An ideal use case for server-based SSDs is an enterprise looking to increase performance over capacity in a finite set of servers. For example, Micron Technology’s RealSSD™ P300 SSD generates 16,000 write IOPS as compared to a 15K RPM SAS hard drive, which generates only about 350 IOPS. Unlike the various storage options listed above, this performance boost can be added with minimal disruption, if any, to the server.

Performance Bottlenecks

When considering SSDs, it’s important to understand the root cause of many performance bottlenecks. Often, these problems are caused by a few proportionately small files, not one big file. For example, these could be log files that track the transactions of a database or email application, or small files that are constantly being read from and written to. The other common culprit is swap files used by operating systems and applications when physical RAM has been completely allocated. As is the case with log files, these are typically small files that have very active read/write patterns.
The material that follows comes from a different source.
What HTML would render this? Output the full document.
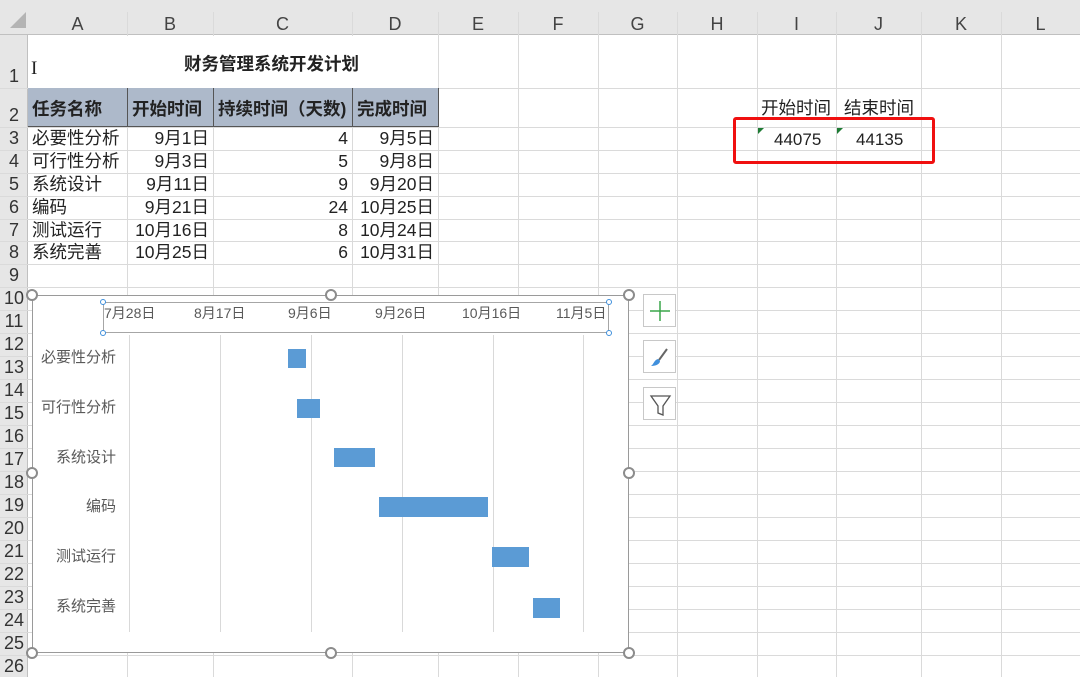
<!DOCTYPE html>
<html><head><meta charset="utf-8"><style>
*{margin:0;padding:0;box-sizing:border-box}
body{width:1080px;height:677px;overflow:hidden;background:#fff;position:relative;font-family:"Liberation Sans","Noto Sans CJK SC",sans-serif;color:#222}
div,span{position:absolute}
.v{width:1px;background:#dadada}
.h{height:1px;background:#dadada}
.ch{top:12px;height:22px;font-size:18px;color:#444;text-align:center;line-height:24px}
.rh{left:0;width:28px;font-size:18px;color:#333;text-align:center}
.t{font-size:17.5px;line-height:23px;white-space:nowrap;color:#222}
.r{text-align:right}
.hd{background:#adb9ca;font-weight:bold;font-size:17.5px;line-height:22px;padding-left:4px;border-right:1px solid #555;top:88px;height:39px;padding-top:10px;white-space:nowrap}
.lab{font-size:15px;color:#595959;width:100px;text-align:right}
.bar{background:#5b9bd5}
.g{width:1px;background:#d9d9d9;top:335px;height:297px}
.hn{width:12px;height:12px;border:2px solid #8c8c8c;border-radius:50%;background:#fff}
.sm{width:6px;height:6px;border:1px solid #3f8fdc;border-radius:50%;background:#fff}
.btn{left:643px;width:33px;height:33px;border:1px solid #c8c8c8;background:#fff}
.ax{font-size:14px;color:#595959;top:303px}
</style></head><body>
<div style="left:0;top:0;width:1080px;height:35px;background:#e6e6e6;border-bottom:1px solid #c0c0c0"></div>
<div style="left:0;top:35px;width:28px;height:642px;background:#e6e6e6;border-right:1px solid #c0c0c0"></div>
<div style="left:10px;top:12px;width:0;height:0;border-left:16px solid transparent;border-bottom:16px solid #b4b4b4"></div>
<div class="v" style="left:127px;top:12px;height:665px"></div>
<div class="v" style="left:213px;top:12px;height:665px"></div>
<div class="v" style="left:352px;top:12px;height:665px"></div>
<div class="v" style="left:438px;top:12px;height:665px"></div>
<div class="v" style="left:518px;top:12px;height:665px"></div>
<div class="v" style="left:598px;top:12px;height:665px"></div>
<div class="v" style="left:677px;top:12px;height:665px"></div>
<div class="v" style="left:757px;top:12px;height:665px"></div>
<div class="v" style="left:836px;top:12px;height:665px"></div>
<div class="v" style="left:921px;top:12px;height:665px"></div>
<div class="v" style="left:1001px;top:12px;height:665px"></div>
<div style="left:29px;top:36px;width:408px;height:52px;background:#fff"></div>
<div class="h" style="left:0;width:1080px;top:88px"></div>
<div class="h" style="left:0;width:1080px;top:127px"></div>
<div class="h" style="left:0;width:1080px;top:150px"></div>
<div class="h" style="left:0;width:1080px;top:173px"></div>
<div class="h" style="left:0;width:1080px;top:196px"></div>
<div class="h" style="left:0;width:1080px;top:219px"></div>
<div class="h" style="left:0;width:1080px;top:241px"></div>
<div class="h" style="left:0;width:1080px;top:264px"></div>
<div class="h" style="left:0;width:1080px;top:287px"></div>
<div class="h" style="left:0;width:1080px;top:310px"></div>
<div class="h" style="left:0;width:1080px;top:333px"></div>
<div class="h" style="left:0;width:1080px;top:356px"></div>
<div class="h" style="left:0;width:1080px;top:379px"></div>
<div class="h" style="left:0;width:1080px;top:402px"></div>
<div class="h" style="left:0;width:1080px;top:425px"></div>
<div class="h" style="left:0;width:1080px;top:448px"></div>
<div class="h" style="left:0;width:1080px;top:471px"></div>
<div class="h" style="left:0;width:1080px;top:494px"></div>
<div class="h" style="left:0;width:1080px;top:517px"></div>
<div class="h" style="left:0;width:1080px;top:540px"></div>
<div class="h" style="left:0;width:1080px;top:563px"></div>
<div class="h" style="left:0;width:1080px;top:586px"></div>
<div class="h" style="left:0;width:1080px;top:609px"></div>
<div class="h" style="left:0;width:1080px;top:632px"></div>
<div class="h" style="left:0;width:1080px;top:655px"></div>
<div class="ch" style="left:28px;width:99px">A</div>
<div class="ch" style="left:127px;width:86px">B</div>
<div class="ch" style="left:213px;width:139px">C</div>
<div class="ch" style="left:352px;width:86px">D</div>
<div class="ch" style="left:438px;width:80px">E</div>
<div class="ch" style="left:518px;width:80px">F</div>
<div class="ch" style="left:598px;width:79px">G</div>
<div class="ch" style="left:677px;width:80px">H</div>
<div class="ch" style="left:757px;width:79px">I</div>
<div class="ch" style="left:836px;width:85px">J</div>
<div class="ch" style="left:921px;width:80px">K</div>
<div class="ch" style="left:1001px;width:79px">L</div>
<div class="rh" style="top:66px">1</div>
<div class="rh" style="top:105px">2</div>
<div class="rh" style="top:128px">3</div><div class="rh" style="top:151px">4</div><div class="rh" style="top:174px">5</div><div class="rh" style="top:197px">6</div><div class="rh" style="top:220px">7</div><div class="rh" style="top:242px">8</div><div class="rh" style="top:265px">9</div>
<div class="rh" style="top:288px">10</div><div class="rh" style="top:311px">11</div><div class="rh" style="top:334px">12</div><div class="rh" style="top:357px">13</div><div class="rh" style="top:380px">14</div><div class="rh" style="top:403px">15</div><div class="rh" style="top:426px">16</div><div class="rh" style="top:449px">17</div><div class="rh" style="top:472px">18</div><div class="rh" style="top:495px">19</div><div class="rh" style="top:518px">20</div><div class="rh" style="top:541px">21</div><div class="rh" style="top:564px">22</div><div class="rh" style="top:587px">23</div><div class="rh" style="top:610px">24</div><div class="rh" style="top:633px">25</div><div class="rh" style="top:656px">26</div>
<div style="left:184px;top:51px;font-size:17.5px;font-weight:bold;white-space:nowrap">财务管理系统开发计划</div>
<div style="left:31px;top:58px;font-size:19px;font-family:'Liberation Serif',serif">I</div>
<div class="hd" style="left:28px;width:100px">任务名称</div>
<div class="hd" style="left:128px;width:86px">开始时间</div>
<div class="hd" style="left:214px;width:139px">持续时间（天数)</div>
<div class="hd" style="left:353px;width:86px">完成时间</div>
<div style="left:28px;top:126px;width:410px;height:1px;background:#555"></div>
<div class="t" style="left:32px;top:127px">必要性分析</div><div class="t r" style="left:127px;width:82px;top:127px">9月1日</div><div class="t r" style="left:213px;width:135px;top:127px">4</div><div class="t r" style="left:352px;width:82px;top:127px">9月5日</div>
<div class="t" style="left:32px;top:150px">可行性分析</div><div class="t r" style="left:127px;width:82px;top:150px">9月3日</div><div class="t r" style="left:213px;width:135px;top:150px">5</div><div class="t r" style="left:352px;width:82px;top:150px">9月8日</div>
<div class="t" style="left:32px;top:173px">系统设计</div><div class="t r" style="left:127px;width:82px;top:173px">9月11日</div><div class="t r" style="left:213px;width:135px;top:173px">9</div><div class="t r" style="left:352px;width:82px;top:173px">9月20日</div>
<div class="t" style="left:32px;top:196px">编码</div><div class="t r" style="left:127px;width:82px;top:196px">9月21日</div><div class="t r" style="left:213px;width:135px;top:196px">24</div><div class="t r" style="left:352px;width:82px;top:196px">10月25日</div>
<div class="t" style="left:32px;top:219px">测试运行</div><div class="t r" style="left:127px;width:82px;top:219px">10月16日</div><div class="t r" style="left:213px;width:135px;top:219px">8</div><div class="t r" style="left:352px;width:82px;top:219px">10月24日</div>
<div class="t" style="left:32px;top:241px">系统完善</div><div class="t r" style="left:127px;width:82px;top:241px">10月25日</div><div class="t r" style="left:213px;width:135px;top:241px">6</div><div class="t r" style="left:352px;width:82px;top:241px">10月31日</div>
<div class="t" style="left:761px;top:97px">开始时间</div>
<div class="t" style="left:844px;top:97px">结束时间</div>
<div style="left:758px;top:128px;width:0;height:0;border-top:6px solid #1e7b34;border-right:6px solid transparent"></div>
<div style="left:837px;top:128px;width:0;height:0;border-top:6px solid #1e7b34;border-right:6px solid transparent"></div>
<div class="t" style="left:774px;top:128px;font-size:17px">44075</div>
<div class="t" style="left:856px;top:128px;font-size:17px">44135</div>
<div style="left:733px;top:117px;width:202px;height:47px;border:3px solid #f01010;border-radius:3px"></div>
<div style="left:32px;top:295px;width:597px;height:358px;background:#fff;border:1px solid #9a9a9a"></div>
<div class="g" style="left:129px"></div><div class="g" style="left:220px"></div><div class="g" style="left:311px"></div><div class="g" style="left:402px"></div><div class="g" style="left:493px"></div><div class="g" style="left:583px"></div>
<div style="left:103px;top:302px;width:506px;height:31px;border:1px solid #a6a6a6;background:#fff"></div>
<div class="ax" style="left:104px">7月28日</div>
<div class="ax" style="left:194px">8月17日</div>
<div class="ax" style="left:288px">9月6日</div>
<div class="ax" style="left:375px">9月26日</div>
<div class="ax" style="left:462px">10月16日</div>
<div class="ax" style="left:556px">11月5日</div>
<div class="sm" style="left:100px;top:299px"></div><div class="sm" style="left:606px;top:299px"></div><div class="sm" style="left:100px;top:330px"></div><div class="sm" style="left:606px;top:330px"></div>
<div class="lab t" style="left:16px;top:346px">必要性分析</div>
<div class="lab t" style="left:16px;top:396px">可行性分析</div>
<div class="lab t" style="left:16px;top:446px">系统设计</div>
<div class="lab t" style="left:16px;top:495px">编码</div>
<div class="lab t" style="left:16px;top:545px">测试运行</div>
<div class="lab t" style="left:16px;top:595px">系统完善</div>
<div class="bar" style="left:288px;top:349px;width:18px;height:19px"></div>
<div class="bar" style="left:297px;top:399px;width:23px;height:19px"></div>
<div class="bar" style="left:334px;top:448px;width:41px;height:19px"></div>
<div class="bar" style="left:379px;top:497px;width:109px;height:20px"></div>
<div class="bar" style="left:492px;top:547px;width:37px;height:20px"></div>
<div class="bar" style="left:533px;top:598px;width:27px;height:20px"></div>
<div class="hn" style="left:26px;top:289px"></div><div class="hn" style="left:325px;top:289px"></div><div class="hn" style="left:623px;top:289px"></div>
<div class="hn" style="left:26px;top:467px"></div><div class="hn" style="left:623px;top:467px"></div>
<div class="hn" style="left:26px;top:647px"></div><div class="hn" style="left:325px;top:647px"></div><div class="hn" style="left:623px;top:647px"></div>
<div class="btn" style="top:294px"><svg width="33" height="33" style="position:absolute;left:0;top:0"><path d="M16 6V26M6 16H26" stroke="#3aa64a" stroke-width="1.5"/></svg></div>
<div class="btn" style="top:340px"><svg width="33" height="33" style="position:absolute;left:0;top:0"><path d="M23 8L15 19" stroke="#666" stroke-width="2"/><path d="M14 18C10 19 10 23 7 25C12 25 16 23 16 20Z" fill="#3f8fdc"/></svg></div>
<div class="btn" style="top:387px"><svg width="33" height="33" style="position:absolute;left:0;top:0"><path d="M7 8H26L19 18V27L14 25V18Z" fill="none" stroke="#555" stroke-width="1.3"/></svg></div>
</body></html>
SSD technology is an ideal solution for these common read/write storage challenges. For example, a drive like Micron’s RealSSD P300 can be installed into an available slot in the server and the existing HDDs can still be leveraged to store the bulk of the data. The SSD works just like a standard HDD, only faster. Once the drive is formatted, the final step is quite simple--all that’s required is a quick visit to the application or operating system configuration section to change the log file or the swap file over to the new SSD. In some cases there may be a need to restart the application or server, but this is rare.
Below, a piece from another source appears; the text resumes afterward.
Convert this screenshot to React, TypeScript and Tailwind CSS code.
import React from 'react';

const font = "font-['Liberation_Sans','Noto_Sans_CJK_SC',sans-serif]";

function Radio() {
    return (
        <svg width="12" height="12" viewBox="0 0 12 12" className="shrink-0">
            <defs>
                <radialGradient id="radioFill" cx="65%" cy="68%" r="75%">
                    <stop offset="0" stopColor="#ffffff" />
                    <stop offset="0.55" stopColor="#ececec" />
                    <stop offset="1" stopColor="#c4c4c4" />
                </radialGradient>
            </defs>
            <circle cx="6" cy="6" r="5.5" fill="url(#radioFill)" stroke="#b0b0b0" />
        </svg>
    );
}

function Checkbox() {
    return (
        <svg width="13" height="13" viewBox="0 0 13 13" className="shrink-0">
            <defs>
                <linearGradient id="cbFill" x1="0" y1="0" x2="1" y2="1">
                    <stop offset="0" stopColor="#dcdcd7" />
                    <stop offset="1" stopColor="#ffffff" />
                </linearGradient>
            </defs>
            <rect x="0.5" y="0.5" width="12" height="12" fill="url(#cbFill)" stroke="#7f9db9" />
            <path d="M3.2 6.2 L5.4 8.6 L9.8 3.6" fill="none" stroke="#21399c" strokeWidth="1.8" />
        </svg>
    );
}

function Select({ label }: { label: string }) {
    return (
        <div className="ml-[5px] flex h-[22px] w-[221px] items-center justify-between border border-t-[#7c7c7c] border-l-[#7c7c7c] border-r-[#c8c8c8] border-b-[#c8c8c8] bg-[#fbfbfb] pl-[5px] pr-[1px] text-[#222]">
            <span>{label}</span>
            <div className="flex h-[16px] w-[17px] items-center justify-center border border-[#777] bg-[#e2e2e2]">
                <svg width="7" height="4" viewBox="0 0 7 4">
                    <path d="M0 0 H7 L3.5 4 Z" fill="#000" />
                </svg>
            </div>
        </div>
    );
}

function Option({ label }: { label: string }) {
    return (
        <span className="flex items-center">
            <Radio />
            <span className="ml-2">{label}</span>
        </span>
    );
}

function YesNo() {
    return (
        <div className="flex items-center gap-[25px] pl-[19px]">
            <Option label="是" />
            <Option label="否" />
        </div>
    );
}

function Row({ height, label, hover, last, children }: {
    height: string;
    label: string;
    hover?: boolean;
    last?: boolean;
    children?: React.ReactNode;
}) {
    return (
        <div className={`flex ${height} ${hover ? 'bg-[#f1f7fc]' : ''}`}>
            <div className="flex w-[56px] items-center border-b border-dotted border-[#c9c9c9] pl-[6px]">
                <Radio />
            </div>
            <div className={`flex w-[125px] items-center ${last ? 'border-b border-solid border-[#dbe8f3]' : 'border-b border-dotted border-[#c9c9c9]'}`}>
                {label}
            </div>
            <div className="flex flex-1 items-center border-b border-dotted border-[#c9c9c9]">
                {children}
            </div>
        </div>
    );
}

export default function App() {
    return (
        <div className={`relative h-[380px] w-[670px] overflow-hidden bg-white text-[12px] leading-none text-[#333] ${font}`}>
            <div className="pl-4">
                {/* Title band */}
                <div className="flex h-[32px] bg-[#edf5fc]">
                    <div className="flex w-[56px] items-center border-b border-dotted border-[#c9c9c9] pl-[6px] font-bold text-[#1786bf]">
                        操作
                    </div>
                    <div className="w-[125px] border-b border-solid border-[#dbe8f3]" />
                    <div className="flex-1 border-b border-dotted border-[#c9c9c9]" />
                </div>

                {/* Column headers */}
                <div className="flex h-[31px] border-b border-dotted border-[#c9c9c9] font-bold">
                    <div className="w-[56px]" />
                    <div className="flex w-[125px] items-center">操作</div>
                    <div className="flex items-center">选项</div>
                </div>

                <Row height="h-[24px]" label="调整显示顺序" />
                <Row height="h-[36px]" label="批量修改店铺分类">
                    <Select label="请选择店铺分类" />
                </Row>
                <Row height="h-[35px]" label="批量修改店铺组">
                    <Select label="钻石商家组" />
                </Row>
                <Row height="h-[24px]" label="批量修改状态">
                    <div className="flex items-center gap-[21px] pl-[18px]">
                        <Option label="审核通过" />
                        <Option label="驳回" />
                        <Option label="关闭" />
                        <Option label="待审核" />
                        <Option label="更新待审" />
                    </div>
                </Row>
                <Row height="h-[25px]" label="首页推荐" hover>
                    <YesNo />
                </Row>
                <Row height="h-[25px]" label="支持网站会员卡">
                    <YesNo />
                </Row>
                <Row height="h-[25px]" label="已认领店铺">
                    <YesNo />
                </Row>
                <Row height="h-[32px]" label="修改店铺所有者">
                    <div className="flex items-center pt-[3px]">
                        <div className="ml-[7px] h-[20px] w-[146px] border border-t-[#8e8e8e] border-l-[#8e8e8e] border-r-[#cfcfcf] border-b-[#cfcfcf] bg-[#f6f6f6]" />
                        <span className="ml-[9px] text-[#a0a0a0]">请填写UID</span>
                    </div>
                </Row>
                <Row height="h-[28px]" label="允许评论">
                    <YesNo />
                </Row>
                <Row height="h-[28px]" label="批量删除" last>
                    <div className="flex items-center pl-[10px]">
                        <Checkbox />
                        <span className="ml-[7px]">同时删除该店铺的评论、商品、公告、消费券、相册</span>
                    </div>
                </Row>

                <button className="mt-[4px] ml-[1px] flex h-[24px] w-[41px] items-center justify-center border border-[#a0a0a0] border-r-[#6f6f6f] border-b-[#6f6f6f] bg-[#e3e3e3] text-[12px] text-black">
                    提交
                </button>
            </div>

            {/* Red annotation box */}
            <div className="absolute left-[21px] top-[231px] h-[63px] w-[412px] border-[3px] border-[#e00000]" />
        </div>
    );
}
Implementing SSDs can eliminate storage performance issues in a cost-effective and straightforward manner - with zero data disruption. Another benefit of SSDs, when used in this manner, is that no change is required to the data protection process. The primary data that needs to be protected is where it always was. No special copy jobs or complicated mirroring setups need to be made. The log files and swap files are temporary in nature and don't typically need any special backup procedures.

Evaluating SSDs

It’s important to note that not all SSDs should be created equal. Performance and reliability can vary greatly between manufacturers so it’s important to look for an SSD vendor that builds the SSD, develops and tests the firmware in-house, and designs and manufactures the NAND Flash memory that goes inside. These SSD suppliers, like Micron, have the technical expertise to architect and optimize the drive’s memory, resulting in a higher performing and more reliable device. Also, most enterprise-level SSDs use SLC-based memory, which has significantly higher resiliency to failure than the type of Flash used in consumer products.
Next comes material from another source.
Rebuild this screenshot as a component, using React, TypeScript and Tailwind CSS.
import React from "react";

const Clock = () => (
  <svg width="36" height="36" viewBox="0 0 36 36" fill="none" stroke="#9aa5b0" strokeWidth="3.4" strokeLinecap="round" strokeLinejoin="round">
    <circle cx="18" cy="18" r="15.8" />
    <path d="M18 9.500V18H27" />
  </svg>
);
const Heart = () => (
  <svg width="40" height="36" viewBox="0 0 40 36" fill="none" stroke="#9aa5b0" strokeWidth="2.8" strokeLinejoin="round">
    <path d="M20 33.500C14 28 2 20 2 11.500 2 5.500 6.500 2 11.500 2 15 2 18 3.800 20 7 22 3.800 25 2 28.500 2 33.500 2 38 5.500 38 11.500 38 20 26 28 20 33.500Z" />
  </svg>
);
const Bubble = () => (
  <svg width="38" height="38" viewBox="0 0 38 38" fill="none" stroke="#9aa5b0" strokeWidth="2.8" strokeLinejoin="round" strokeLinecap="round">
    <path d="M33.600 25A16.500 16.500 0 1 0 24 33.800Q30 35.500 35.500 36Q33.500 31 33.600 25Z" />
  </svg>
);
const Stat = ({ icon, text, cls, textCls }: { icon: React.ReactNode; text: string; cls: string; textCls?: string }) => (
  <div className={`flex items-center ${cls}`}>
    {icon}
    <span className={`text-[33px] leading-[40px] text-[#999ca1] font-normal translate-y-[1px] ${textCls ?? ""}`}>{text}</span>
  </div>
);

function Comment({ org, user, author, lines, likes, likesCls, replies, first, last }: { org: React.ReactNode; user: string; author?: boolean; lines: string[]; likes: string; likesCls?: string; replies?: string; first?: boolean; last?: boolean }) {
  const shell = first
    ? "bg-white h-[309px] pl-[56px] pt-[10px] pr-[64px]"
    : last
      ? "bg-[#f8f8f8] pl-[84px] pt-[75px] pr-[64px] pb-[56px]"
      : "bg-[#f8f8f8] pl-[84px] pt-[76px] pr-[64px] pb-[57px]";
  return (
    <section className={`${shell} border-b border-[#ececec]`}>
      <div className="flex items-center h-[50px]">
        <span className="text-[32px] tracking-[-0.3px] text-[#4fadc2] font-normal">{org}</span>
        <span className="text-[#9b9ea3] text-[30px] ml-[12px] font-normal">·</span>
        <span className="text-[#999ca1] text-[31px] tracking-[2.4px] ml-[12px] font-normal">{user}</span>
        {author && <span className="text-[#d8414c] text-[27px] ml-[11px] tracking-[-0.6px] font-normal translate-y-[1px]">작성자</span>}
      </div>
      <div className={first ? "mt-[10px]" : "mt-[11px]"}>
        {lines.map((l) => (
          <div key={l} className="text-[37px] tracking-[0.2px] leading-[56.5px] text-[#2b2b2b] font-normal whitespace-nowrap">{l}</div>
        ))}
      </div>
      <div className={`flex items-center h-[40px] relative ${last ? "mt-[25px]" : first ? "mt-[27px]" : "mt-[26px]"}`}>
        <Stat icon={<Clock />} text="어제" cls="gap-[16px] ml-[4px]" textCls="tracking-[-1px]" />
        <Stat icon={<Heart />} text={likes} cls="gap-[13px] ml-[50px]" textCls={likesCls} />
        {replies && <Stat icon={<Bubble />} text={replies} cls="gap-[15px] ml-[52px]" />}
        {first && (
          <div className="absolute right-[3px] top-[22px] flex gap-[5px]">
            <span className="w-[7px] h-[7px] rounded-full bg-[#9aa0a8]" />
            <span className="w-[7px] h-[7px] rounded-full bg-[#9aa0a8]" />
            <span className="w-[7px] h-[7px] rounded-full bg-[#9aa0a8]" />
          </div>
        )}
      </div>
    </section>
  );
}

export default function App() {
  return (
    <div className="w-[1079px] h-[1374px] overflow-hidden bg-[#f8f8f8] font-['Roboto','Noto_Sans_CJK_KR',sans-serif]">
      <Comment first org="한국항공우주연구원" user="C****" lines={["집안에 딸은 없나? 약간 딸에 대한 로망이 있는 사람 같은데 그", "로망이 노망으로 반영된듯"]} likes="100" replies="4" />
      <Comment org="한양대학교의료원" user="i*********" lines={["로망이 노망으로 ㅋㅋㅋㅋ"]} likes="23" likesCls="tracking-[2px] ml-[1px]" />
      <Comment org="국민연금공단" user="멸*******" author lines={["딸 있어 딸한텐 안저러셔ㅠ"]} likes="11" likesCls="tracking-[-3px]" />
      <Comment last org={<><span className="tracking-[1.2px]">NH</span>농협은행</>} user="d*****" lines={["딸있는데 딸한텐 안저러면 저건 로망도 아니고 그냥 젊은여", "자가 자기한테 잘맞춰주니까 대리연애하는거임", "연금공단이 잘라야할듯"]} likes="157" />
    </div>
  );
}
When evaluating SSDs, it’s also important to look for performance data produced with the drive’s write cache turned off as this will result in more realistic performance numbers. Additionally, it’s critical to evaluate a drive’s ‘steady state’ performance as opposed to its ‘out of the box’ output in order to get a more accurate measure of the drive’s long-term performance capabilities.


Given the significant IOPS advantage that SSDs provide over traditional disk drives make it a natural solution for today’s storage performance challenges. Additionally, server-based implementation of SSD technology is a straightforward and efficient way to maximize performance where it’s needed—close to the application. The significant IOPS increase coupled with its ease of implementation make it a compelling alternative for medium-sized enterprises that need answers to storage performance problems without the complexity--and uncertain effectiveness--of the hard disk-based alternatives.